-- BEGIN GIVEN MATERIAL --

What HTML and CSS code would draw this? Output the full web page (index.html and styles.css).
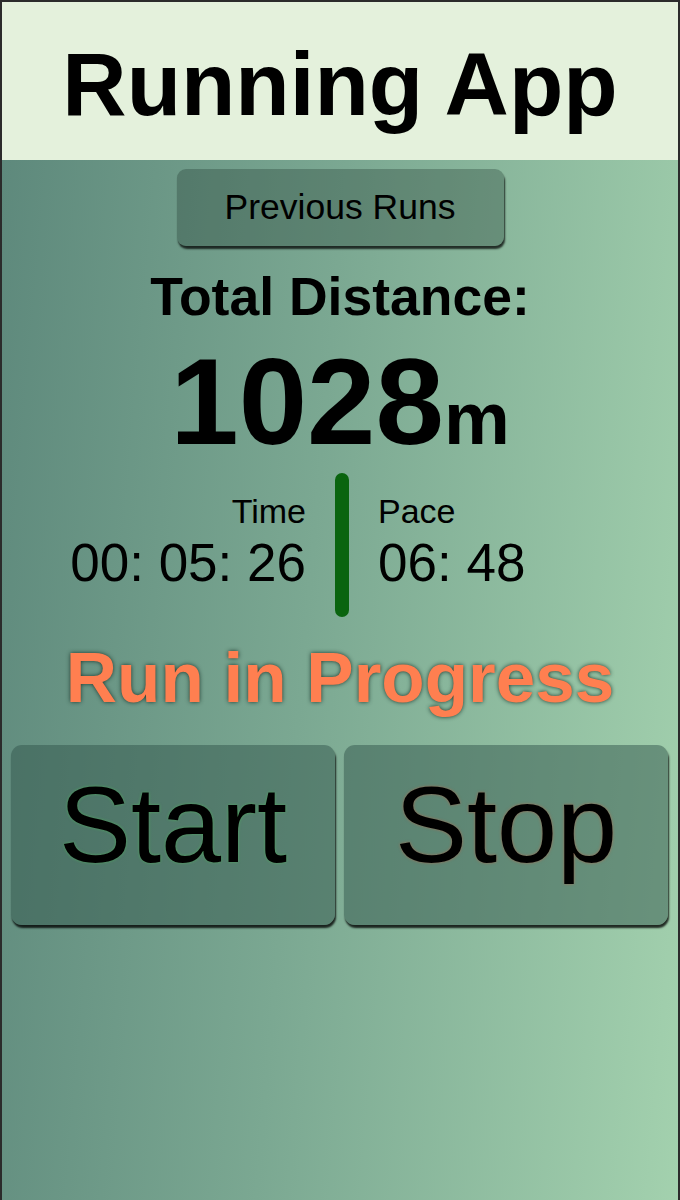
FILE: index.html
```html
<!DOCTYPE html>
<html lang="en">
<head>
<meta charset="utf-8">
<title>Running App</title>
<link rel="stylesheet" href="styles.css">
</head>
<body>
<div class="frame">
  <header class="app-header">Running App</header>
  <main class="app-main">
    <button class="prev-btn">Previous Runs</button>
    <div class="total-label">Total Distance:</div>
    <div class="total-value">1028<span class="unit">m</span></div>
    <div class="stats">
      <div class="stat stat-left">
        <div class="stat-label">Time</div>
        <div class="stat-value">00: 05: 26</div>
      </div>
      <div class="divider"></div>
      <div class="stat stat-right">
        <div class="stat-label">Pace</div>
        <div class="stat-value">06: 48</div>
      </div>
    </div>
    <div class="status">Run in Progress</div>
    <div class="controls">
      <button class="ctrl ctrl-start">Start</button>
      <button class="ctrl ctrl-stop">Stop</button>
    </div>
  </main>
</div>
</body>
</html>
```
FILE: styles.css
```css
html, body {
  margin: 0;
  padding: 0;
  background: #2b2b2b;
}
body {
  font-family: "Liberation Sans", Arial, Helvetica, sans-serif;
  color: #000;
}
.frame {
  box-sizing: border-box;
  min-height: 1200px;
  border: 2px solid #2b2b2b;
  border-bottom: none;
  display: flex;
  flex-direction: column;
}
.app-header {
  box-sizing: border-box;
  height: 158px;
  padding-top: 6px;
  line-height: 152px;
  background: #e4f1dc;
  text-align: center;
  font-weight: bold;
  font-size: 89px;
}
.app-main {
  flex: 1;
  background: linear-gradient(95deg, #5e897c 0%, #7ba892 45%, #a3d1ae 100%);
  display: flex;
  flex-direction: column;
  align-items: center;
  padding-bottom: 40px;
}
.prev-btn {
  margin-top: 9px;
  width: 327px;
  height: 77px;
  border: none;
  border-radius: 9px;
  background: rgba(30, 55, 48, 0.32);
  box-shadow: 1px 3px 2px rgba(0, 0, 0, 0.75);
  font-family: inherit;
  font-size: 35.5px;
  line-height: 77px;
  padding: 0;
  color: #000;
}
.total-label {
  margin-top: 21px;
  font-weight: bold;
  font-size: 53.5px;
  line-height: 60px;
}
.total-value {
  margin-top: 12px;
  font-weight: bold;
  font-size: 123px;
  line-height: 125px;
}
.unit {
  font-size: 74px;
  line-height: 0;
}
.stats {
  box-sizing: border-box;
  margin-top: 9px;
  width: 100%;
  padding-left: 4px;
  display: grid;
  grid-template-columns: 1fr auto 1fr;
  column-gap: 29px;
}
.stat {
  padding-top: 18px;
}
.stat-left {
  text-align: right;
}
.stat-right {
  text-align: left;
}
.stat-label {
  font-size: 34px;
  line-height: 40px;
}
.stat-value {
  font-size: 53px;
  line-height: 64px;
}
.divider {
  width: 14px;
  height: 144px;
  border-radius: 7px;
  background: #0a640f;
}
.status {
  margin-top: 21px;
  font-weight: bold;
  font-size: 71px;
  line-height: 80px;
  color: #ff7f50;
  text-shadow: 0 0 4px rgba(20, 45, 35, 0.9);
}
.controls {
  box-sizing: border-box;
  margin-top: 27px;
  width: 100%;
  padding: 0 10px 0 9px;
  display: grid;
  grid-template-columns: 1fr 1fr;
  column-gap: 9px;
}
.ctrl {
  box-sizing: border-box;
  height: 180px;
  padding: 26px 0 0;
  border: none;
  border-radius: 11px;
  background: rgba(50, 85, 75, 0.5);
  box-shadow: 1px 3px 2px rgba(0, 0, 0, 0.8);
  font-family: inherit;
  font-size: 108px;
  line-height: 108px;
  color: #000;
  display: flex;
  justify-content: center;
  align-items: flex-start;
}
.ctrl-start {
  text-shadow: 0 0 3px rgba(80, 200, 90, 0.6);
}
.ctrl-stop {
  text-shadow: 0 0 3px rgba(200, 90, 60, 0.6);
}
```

-- END GIVEN MATERIAL --

Quote each line of the listing exactly, but leave the pictures out.

# [COMPLETED EXERCISE]
What HTML and CSS code would draw this? Output the full web page (index.html and styles.css).
FILE: index.html
```html
<!DOCTYPE html>
<html lang="en">
<head>
<meta charset="utf-8">
<title>Running App</title>
<link rel="stylesheet" href="styles.css">
</head>
<body>
<div class="frame">
  <header class="app-header">Running App</header>
  <main class="app-main">
    <button class="prev-btn">Previous Runs</button>
    <div class="total-label">Total Distance:</div>
    <div class="total-value">1028<span class="unit">m</span></div>
    <div class="stats">
      <div class="stat stat-left">
        <div class="stat-label">Time</div>
        <div class="stat-value">00: 05: 26</div>
      </div>
      <div class="divider"></div>
      <div class="stat stat-right">
        <div class="stat-label">Pace</div>
        <div class="stat-value">06: 48</div>
      </div>
    </div>
    <div class="status">Run in Progress</div>
    <div class="controls">
      <button class="ctrl ctrl-start">Start</button>
      <button class="ctrl ctrl-stop">Stop</button>
    </div>
  </main>
</div>
</body>
</html>
```
FILE: styles.css
```css
html, body {
  margin: 0;
  padding: 0;
  background: #2b2b2b;
}
body {
  font-family: "Liberation Sans", Arial, Helvetica, sans-serif;
  color: #000;
}
.frame {
  box-sizing: border-box;
  min-height: 1200px;
  border: 2px solid #2b2b2b;
  border-bottom: none;
  display: flex;
  flex-direction: column;
}
.app-header {
  box-sizing: border-box;
  height: 158px;
  padding-top: 6px;
  line-height: 152px;
  background: #e4f1dc;
  text-align: center;
  font-weight: bold;
  font-size: 89px;
}
.app-main {
  flex: 1;
  background: linear-gradient(95deg, #5e897c 0%, #7ba892 45%, #a3d1ae 100%);
  display: flex;
  flex-direction: column;
  align-items: center;
  padding-bottom: 40px;
}
.prev-btn {
  margin-top: 9px;
  width: 327px;
  height: 77px;
  border: none;
  border-radius: 9px;
  background: rgba(30, 55, 48, 0.32);
  box-shadow: 1px 3px 2px rgba(0, 0, 0, 0.75);
  font-family: inherit;
  font-size: 35.5px;
  line-height: 77px;
  padding: 0;
  color: #000;
}
.total-label {
  margin-top: 21px;
  font-weight: bold;
  font-size: 53.5px;
  line-height: 60px;
}
.total-value {
  margin-top: 12px;
  font-weight: bold;
  font-size: 123px;
  line-height: 125px;
}
.unit {
  font-size: 74px;
  line-height: 0;
}
.stats {
  box-sizing: border-box;
  margin-top: 9px;
  width: 100%;
  padding-left: 4px;
  display: grid;
  grid-template-columns: 1fr auto 1fr;
  column-gap: 29px;
}
.stat {
  padding-top: 18px;
}
.stat-left {
  text-align: right;
}
.stat-right {
  text-align: left;
}
.stat-label {
  font-size: 34px;
  line-height: 40px;
}
.stat-value {
  font-size: 53px;
  line-height: 64px;
}
.divider {
  width: 14px;
  height: 144px;
  border-radius: 7px;
  background: #0a640f;
}
.status {
  margin-top: 21px;
  font-weight: bold;
  font-size: 71px;
  line-height: 80px;
  color: #ff7f50;
  text-shadow: 0 0 4px rgba(20, 45, 35, 0.9);
}
.controls {
  box-sizing: border-box;
  margin-top: 27px;
  width: 100%;
  padding: 0 10px 0 9px;
  display: grid;
  grid-template-columns: 1fr 1fr;
  column-gap: 9px;
}
.ctrl {
  box-sizing: border-box;
  height: 180px;
  padding: 26px 0 0;
  border: none;
  border-radius: 11px;
  background: rgba(50, 85, 75, 0.5);
  box-shadow: 1px 3px 2px rgba(0, 0, 0, 0.8);
  font-family: inherit;
  font-size: 108px;
  line-height: 108px;
  color: #000;
  display: flex;
  justify-content: center;
  align-items: flex-start;
}
.ctrl-start {
  text-shadow: 0 0 3px rgba(80, 200, 90, 0.6);
}
.ctrl-stop {
  text-shadow: 0 0 3px rgba(200, 90, 60, 0.6);
}
```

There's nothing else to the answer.